GOAL OF THE EXERCISE → Set all the material down again unchanged, without the pictures.

STORED DATA →
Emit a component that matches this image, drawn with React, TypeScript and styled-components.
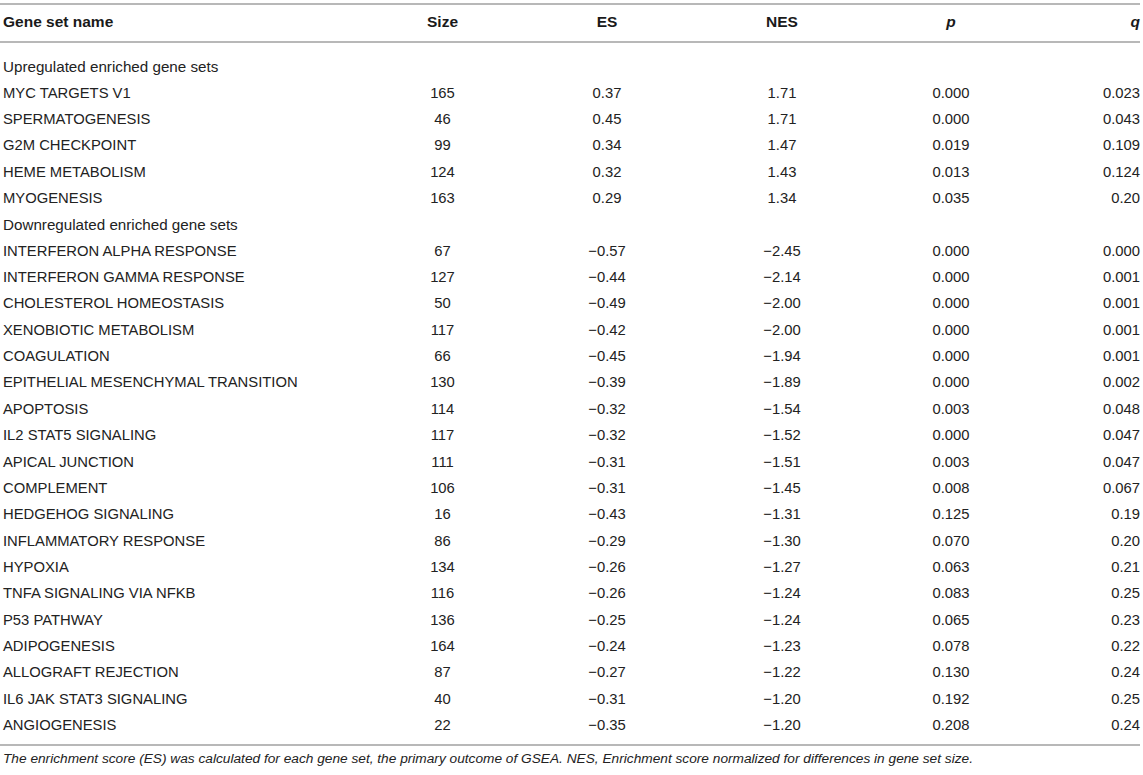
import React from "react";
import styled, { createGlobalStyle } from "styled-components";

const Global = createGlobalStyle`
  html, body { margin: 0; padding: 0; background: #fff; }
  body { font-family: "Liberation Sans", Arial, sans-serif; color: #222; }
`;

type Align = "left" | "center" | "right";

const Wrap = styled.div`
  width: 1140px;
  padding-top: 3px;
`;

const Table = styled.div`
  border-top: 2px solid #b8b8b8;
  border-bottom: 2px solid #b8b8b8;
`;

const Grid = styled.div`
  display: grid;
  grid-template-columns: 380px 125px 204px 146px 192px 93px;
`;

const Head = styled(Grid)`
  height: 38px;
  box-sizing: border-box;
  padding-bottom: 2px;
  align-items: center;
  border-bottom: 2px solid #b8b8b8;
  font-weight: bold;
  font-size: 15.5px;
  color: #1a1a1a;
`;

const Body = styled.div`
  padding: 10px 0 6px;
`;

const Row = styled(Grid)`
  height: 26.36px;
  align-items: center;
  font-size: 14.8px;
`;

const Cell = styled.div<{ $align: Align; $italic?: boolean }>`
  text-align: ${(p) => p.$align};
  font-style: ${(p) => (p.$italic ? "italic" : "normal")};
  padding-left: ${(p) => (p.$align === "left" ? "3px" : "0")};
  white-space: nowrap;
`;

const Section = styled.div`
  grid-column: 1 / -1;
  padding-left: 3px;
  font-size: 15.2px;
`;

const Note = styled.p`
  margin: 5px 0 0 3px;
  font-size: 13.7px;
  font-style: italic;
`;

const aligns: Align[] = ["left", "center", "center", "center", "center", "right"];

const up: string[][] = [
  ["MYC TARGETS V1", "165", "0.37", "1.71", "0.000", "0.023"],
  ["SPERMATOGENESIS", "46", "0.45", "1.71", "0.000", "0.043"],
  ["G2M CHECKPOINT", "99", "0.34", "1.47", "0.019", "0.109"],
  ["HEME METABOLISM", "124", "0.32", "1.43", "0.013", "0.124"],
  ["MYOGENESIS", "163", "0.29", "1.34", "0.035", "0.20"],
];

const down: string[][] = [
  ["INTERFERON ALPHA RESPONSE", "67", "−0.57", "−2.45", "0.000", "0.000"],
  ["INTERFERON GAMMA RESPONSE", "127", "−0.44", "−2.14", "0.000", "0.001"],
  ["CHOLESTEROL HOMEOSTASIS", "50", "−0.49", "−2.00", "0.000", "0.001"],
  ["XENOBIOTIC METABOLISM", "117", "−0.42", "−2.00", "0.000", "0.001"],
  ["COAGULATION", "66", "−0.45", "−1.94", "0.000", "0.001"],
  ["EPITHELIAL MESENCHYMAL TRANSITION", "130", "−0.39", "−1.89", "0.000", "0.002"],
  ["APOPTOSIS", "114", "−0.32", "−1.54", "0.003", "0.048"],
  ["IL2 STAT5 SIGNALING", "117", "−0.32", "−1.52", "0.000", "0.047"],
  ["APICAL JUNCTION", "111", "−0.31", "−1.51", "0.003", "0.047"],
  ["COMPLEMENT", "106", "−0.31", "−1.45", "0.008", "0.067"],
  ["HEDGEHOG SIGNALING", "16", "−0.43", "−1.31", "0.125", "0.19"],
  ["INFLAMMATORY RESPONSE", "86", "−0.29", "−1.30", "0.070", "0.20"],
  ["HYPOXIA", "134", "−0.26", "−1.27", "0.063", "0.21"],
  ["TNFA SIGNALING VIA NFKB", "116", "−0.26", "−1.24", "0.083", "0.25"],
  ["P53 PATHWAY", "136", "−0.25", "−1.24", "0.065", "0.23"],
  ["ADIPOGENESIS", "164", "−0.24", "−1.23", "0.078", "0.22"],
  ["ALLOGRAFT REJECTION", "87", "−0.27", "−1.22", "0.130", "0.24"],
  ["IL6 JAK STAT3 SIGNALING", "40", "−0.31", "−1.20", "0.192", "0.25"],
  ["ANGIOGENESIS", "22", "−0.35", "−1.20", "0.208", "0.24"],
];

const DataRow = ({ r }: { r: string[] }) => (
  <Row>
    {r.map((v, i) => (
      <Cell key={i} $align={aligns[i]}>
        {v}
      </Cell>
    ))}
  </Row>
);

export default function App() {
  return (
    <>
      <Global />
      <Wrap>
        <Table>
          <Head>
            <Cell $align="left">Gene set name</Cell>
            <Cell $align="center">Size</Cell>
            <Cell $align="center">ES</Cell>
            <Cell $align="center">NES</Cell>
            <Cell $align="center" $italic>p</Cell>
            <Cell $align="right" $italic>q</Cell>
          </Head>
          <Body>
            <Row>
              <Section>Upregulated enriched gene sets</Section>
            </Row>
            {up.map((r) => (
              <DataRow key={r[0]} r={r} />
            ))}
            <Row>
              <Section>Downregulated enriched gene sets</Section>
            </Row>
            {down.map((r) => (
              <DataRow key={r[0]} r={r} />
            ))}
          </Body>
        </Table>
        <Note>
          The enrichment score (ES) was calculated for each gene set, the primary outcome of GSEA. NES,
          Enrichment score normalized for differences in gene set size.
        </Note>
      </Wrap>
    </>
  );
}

RESPONSE →
Emit a component that matches this image, drawn with React, TypeScript and styled-components.
import React from "react";
import styled, { createGlobalStyle } from "styled-components";

const Global = createGlobalStyle`
  html, body { margin: 0; padding: 0; background: #fff; }
  body { font-family: "Liberation Sans", Arial, sans-serif; color: #222; }
`;

type Align = "left" | "center" | "right";

const Wrap = styled.div`
  width: 1140px;
  padding-top: 3px;
`;

const Table = styled.div`
  border-top: 2px solid #b8b8b8;
  border-bottom: 2px solid #b8b8b8;
`;

const Grid = styled.div`
  display: grid;
  grid-template-columns: 380px 125px 204px 146px 192px 93px;
`;

const Head = styled(Grid)`
  height: 38px;
  box-sizing: border-box;
  padding-bottom: 2px;
  align-items: center;
  border-bottom: 2px solid #b8b8b8;
  font-weight: bold;
  font-size: 15.5px;
  color: #1a1a1a;
`;

const Body = styled.div`
  padding: 10px 0 6px;
`;

const Row = styled(Grid)`
  height: 26.36px;
  align-items: center;
  font-size: 14.8px;
`;

const Cell = styled.div<{ $align: Align; $italic?: boolean }>`
  text-align: ${(p) => p.$align};
  font-style: ${(p) => (p.$italic ? "italic" : "normal")};
  padding-left: ${(p) => (p.$align === "left" ? "3px" : "0")};
  white-space: nowrap;
`;

const Section = styled.div`
  grid-column: 1 / -1;
  padding-left: 3px;
  font-size: 15.2px;
`;

const Note = styled.p`
  margin: 5px 0 0 3px;
  font-size: 13.7px;
  font-style: italic;
`;

const aligns: Align[] = ["left", "center", "center", "center", "center", "right"];

const up: string[][] = [
  ["MYC TARGETS V1", "165", "0.37", "1.71", "0.000", "0.023"],
  ["SPERMATOGENESIS", "46", "0.45", "1.71", "0.000", "0.043"],
  ["G2M CHECKPOINT", "99", "0.34", "1.47", "0.019", "0.109"],
  ["HEME METABOLISM", "124", "0.32", "1.43", "0.013", "0.124"],
  ["MYOGENESIS", "163", "0.29", "1.34", "0.035", "0.20"],
];

const down: string[][] = [
  ["INTERFERON ALPHA RESPONSE", "67", "−0.57", "−2.45", "0.000", "0.000"],
  ["INTERFERON GAMMA RESPONSE", "127", "−0.44", "−2.14", "0.000", "0.001"],
  ["CHOLESTEROL HOMEOSTASIS", "50", "−0.49", "−2.00", "0.000", "0.001"],
  ["XENOBIOTIC METABOLISM", "117", "−0.42", "−2.00", "0.000", "0.001"],
  ["COAGULATION", "66", "−0.45", "−1.94", "0.000", "0.001"],
  ["EPITHELIAL MESENCHYMAL TRANSITION", "130", "−0.39", "−1.89", "0.000", "0.002"],
  ["APOPTOSIS", "114", "−0.32", "−1.54", "0.003", "0.048"],
  ["IL2 STAT5 SIGNALING", "117", "−0.32", "−1.52", "0.000", "0.047"],
  ["APICAL JUNCTION", "111", "−0.31", "−1.51", "0.003", "0.047"],
  ["COMPLEMENT", "106", "−0.31", "−1.45", "0.008", "0.067"],
  ["HEDGEHOG SIGNALING", "16", "−0.43", "−1.31", "0.125", "0.19"],
  ["INFLAMMATORY RESPONSE", "86", "−0.29", "−1.30", "0.070", "0.20"],
  ["HYPOXIA", "134", "−0.26", "−1.27", "0.063", "0.21"],
  ["TNFA SIGNALING VIA NFKB", "116", "−0.26", "−1.24", "0.083", "0.25"],
  ["P53 PATHWAY", "136", "−0.25", "−1.24", "0.065", "0.23"],
  ["ADIPOGENESIS", "164", "−0.24", "−1.23", "0.078", "0.22"],
  ["ALLOGRAFT REJECTION", "87", "−0.27", "−1.22", "0.130", "0.24"],
  ["IL6 JAK STAT3 SIGNALING", "40", "−0.31", "−1.20", "0.192", "0.25"],
  ["ANGIOGENESIS", "22", "−0.35", "−1.20", "0.208", "0.24"],
];

const DataRow = ({ r }: { r: string[] }) => (
  <Row>
    {r.map((v, i) => (
      <Cell key={i} $align={aligns[i]}>
        {v}
      </Cell>
    ))}
  </Row>
);

export default function App() {
  return (
    <>
      <Global />
      <Wrap>
        <Table>
          <Head>
            <Cell $align="left">Gene set name</Cell>
            <Cell $align="center">Size</Cell>
            <Cell $align="center">ES</Cell>
            <Cell $align="center">NES</Cell>
            <Cell $align="center" $italic>p</Cell>
            <Cell $align="right" $italic>q</Cell>
          </Head>
          <Body>
            <Row>
              <Section>Upregulated enriched gene sets</Section>
            </Row>
            {up.map((r) => (
              <DataRow key={r[0]} r={r} />
            ))}
            <Row>
              <Section>Downregulated enriched gene sets</Section>
            </Row>
            {down.map((r) => (
              <DataRow key={r[0]} r={r} />
            ))}
          </Body>
        </Table>
        <Note>
          The enrichment score (ES) was calculated for each gene set, the primary outcome of GSEA. NES,
          Enrichment score normalized for differences in gene set size.
        </Note>
      </Wrap>
    </>
  );
}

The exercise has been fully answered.